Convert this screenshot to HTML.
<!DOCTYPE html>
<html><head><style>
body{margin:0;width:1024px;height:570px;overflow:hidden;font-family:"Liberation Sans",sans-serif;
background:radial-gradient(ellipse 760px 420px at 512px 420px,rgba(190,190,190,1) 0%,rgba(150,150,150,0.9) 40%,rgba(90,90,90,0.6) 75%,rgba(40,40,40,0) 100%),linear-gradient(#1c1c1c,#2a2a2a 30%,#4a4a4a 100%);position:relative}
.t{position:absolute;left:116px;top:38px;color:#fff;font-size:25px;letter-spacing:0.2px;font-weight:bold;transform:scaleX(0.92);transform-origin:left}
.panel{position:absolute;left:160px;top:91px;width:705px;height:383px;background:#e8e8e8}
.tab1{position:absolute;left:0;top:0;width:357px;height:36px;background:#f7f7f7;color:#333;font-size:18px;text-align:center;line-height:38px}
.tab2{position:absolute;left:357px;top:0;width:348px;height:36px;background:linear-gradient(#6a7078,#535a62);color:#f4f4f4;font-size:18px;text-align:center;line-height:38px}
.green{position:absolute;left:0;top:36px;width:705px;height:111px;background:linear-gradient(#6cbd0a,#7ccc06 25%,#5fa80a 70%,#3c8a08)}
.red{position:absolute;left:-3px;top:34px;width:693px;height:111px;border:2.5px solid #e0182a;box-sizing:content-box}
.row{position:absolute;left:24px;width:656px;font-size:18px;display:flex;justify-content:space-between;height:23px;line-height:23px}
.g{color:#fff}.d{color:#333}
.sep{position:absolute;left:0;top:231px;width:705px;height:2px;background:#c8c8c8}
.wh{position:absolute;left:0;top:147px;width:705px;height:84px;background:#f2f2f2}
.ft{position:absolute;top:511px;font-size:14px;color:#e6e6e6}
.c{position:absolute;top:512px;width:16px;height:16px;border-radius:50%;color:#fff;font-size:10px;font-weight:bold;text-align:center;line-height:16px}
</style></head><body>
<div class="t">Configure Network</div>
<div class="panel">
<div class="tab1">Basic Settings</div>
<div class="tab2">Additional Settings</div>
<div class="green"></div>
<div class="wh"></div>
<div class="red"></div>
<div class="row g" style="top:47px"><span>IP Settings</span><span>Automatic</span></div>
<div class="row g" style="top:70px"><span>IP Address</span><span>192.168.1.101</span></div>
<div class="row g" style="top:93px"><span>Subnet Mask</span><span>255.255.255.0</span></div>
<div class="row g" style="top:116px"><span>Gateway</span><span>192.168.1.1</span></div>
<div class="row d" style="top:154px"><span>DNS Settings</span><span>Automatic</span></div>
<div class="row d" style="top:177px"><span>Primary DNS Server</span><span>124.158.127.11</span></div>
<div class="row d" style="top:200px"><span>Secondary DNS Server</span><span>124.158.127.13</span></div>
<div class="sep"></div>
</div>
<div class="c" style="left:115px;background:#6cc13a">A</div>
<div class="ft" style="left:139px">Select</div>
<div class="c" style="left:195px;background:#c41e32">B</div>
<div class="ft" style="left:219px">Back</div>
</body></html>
==
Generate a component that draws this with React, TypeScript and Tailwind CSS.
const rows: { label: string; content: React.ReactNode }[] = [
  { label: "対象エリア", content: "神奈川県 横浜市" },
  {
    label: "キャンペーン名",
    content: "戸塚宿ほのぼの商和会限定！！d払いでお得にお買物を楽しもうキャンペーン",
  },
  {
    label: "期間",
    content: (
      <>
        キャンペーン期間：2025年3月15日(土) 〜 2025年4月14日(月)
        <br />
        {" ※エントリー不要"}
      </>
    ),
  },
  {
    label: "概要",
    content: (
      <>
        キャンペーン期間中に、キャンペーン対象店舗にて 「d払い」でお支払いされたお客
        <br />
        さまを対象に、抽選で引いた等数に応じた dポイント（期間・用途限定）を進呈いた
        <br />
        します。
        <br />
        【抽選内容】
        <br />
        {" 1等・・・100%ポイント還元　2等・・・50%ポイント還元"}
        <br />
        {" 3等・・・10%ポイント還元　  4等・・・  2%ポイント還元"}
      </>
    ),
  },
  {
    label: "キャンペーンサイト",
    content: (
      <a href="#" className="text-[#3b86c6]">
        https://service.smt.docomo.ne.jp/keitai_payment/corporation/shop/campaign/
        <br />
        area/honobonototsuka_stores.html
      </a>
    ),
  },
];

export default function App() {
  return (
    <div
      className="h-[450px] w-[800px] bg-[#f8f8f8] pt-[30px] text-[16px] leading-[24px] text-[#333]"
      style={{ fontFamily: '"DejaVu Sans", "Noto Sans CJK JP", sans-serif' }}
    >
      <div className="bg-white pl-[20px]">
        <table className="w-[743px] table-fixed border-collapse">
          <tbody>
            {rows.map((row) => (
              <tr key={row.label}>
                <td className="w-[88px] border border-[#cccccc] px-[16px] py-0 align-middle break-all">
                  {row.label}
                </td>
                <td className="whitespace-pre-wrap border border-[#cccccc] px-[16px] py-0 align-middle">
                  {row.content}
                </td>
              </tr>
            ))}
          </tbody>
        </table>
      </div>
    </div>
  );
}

- _Exercise task_
Copy each line of the listing in which the word "this" can be found.

- _Answer_
Convert this screenshot to HTML.
Generate a component that draws this with React, TypeScript and Tailwind CSS.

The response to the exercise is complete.